Once on top, we sat to glass the miles of country. We spotted handfuls of deer in every direction. I pulled out my spotting scope to see if any were worth chasing. Most turned out to be two points or maybe small 3 points. There was one good looking buck about a mile and a half away that was wide and tall. I couldn't count points from that far, but he could be a 4 point. The does seemed to be towards the bottom of the hills while the bucks were near the top. Once we ran out of deer to check, we moved down the ridge a half mile or so and did it all over again.

An hour or two into the morning we swung around a corner of the ridge where we could see the other face and some new river bottom. I hadn't glassed 5 minutes when I spotted the caribou. It looked like 20 or 30 animals bedded a couple miles away near a bend in the creek. We quickly got out the spotting scope and could tell there were some nice bulls in the bunch. Since deer seemed plentiful and caribou scarce, we bailed off the hill and headed toward the bottom. That was my first time walking on tundra. The mogul-like areas weren't too bad as long as you didn't misstep and drop into one of the holes. I didn't care for the sections that felt like a vegetation waterbed sloshing under my feet. We picked our way along until we hit the creek. It was a lot bigger than it looked from above. There was no way we were jumping over it. We worked our way along the edge toward the caribou looking for a place to cross. About a half mile down we ran into a beaver pond that gave us a couple foot gap in only inches of water.

We had the wind in our favor so we picked our way across the flat, trying to keep some cover between us and the animals. We had to rely on the roll of the ground since brush was pretty scarce and crawling was a really wet option. The caribou didn't seem too alert though and we closed to within a couple hundred yards without being noticed. Now the hard part began since they were feeding on open tundra and our preferred range was somewhere around 50 yards. We watched the herd quite a while to see if we could anticipate their movements. It certainly looked random. Sometimes they would wander left or right for a while. Sometimes they would bed down and rest. Sometimes they would just stand in a bunch and hang their heads like they were in some stupor. All in all, I described it to Craig like a group of pigeons--pretty hard to predict.

We picked out a decent route that had some cover along small creeks and would cut the distance and headed out. We cut the distance in half when the wind shifted. Most of the caribou stuck their noses up into the wind and bunched together. Then they acted like we were a brown bear or some similar threat. They stayed downwind where they could smell us and increased the distance to a couple hundred yards. They never did really run. It wouldn't present much of a challenge for a rifle hunter, but it was pretty effective against us with our sticks and strings. We played cat and mouse with them for most of the day, but they seemed alert that we were around and we never could close the distance. We didn't want to run them off so we eventually backed off and vowed to try again after we rested them a day.
Even though the sun didn't set until almost 10:30 we headed back to camp late that afternoon.

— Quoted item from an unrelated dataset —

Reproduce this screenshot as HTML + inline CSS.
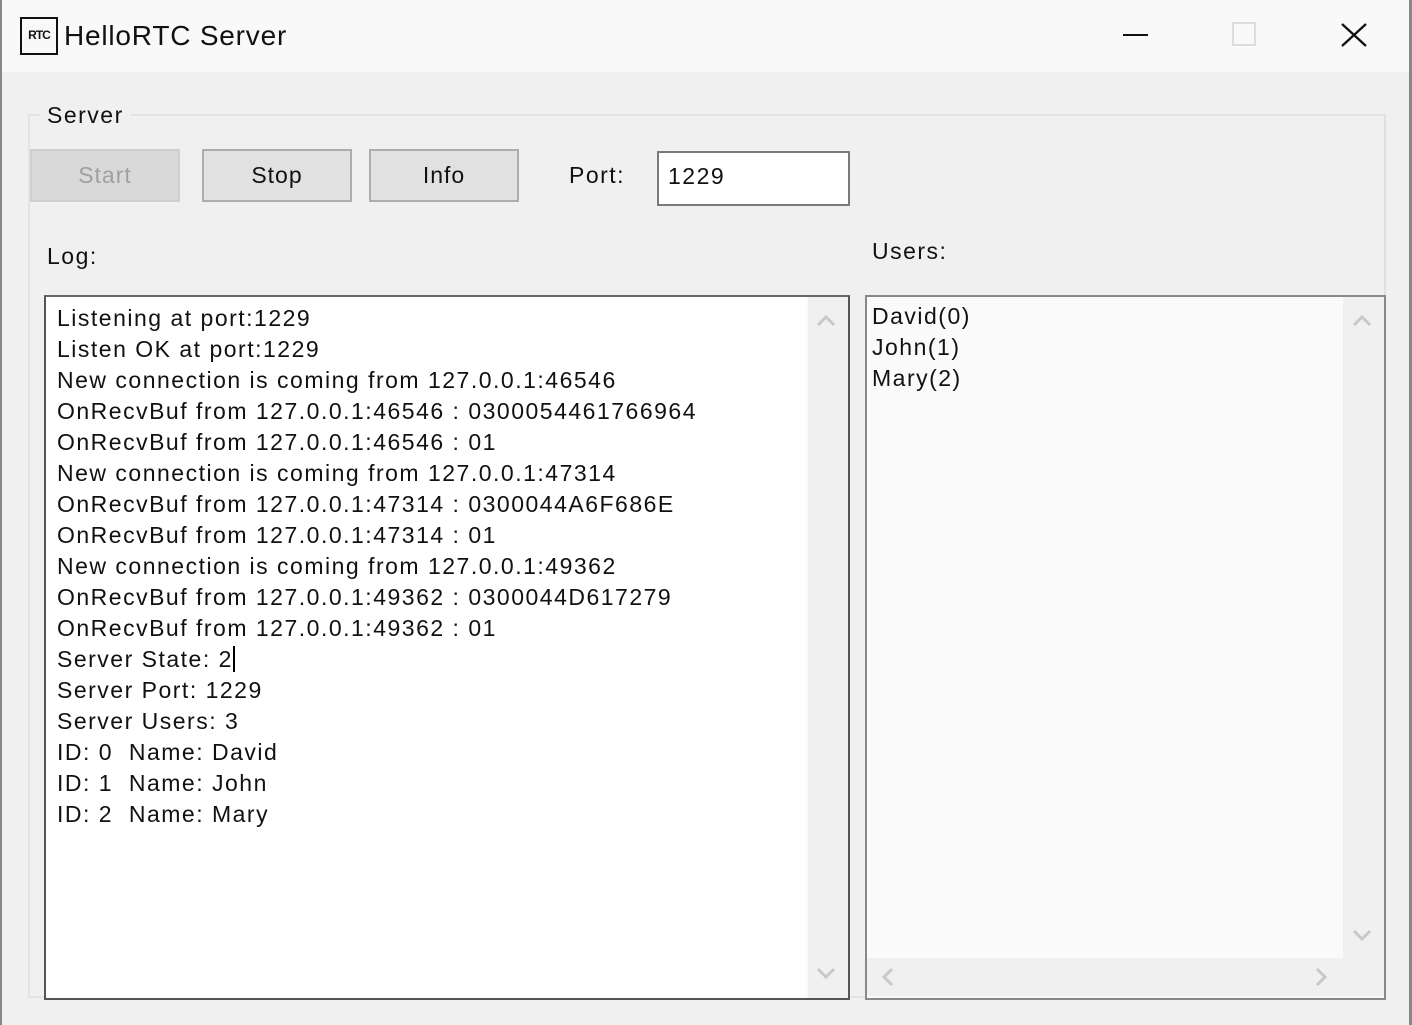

I had definitely had enough fun for the first day. I was soaked from walking through wet grass and tundra, my legs were feeling a little beat up, my ankles were complaining about the lack of good footing and my stomach wasn't happy that I hadn't eaten anything but jerky and power bars since breakfast. A couple hours later we were drying our feet and eating Mountain House dinners. Pretty good first day if you ask me.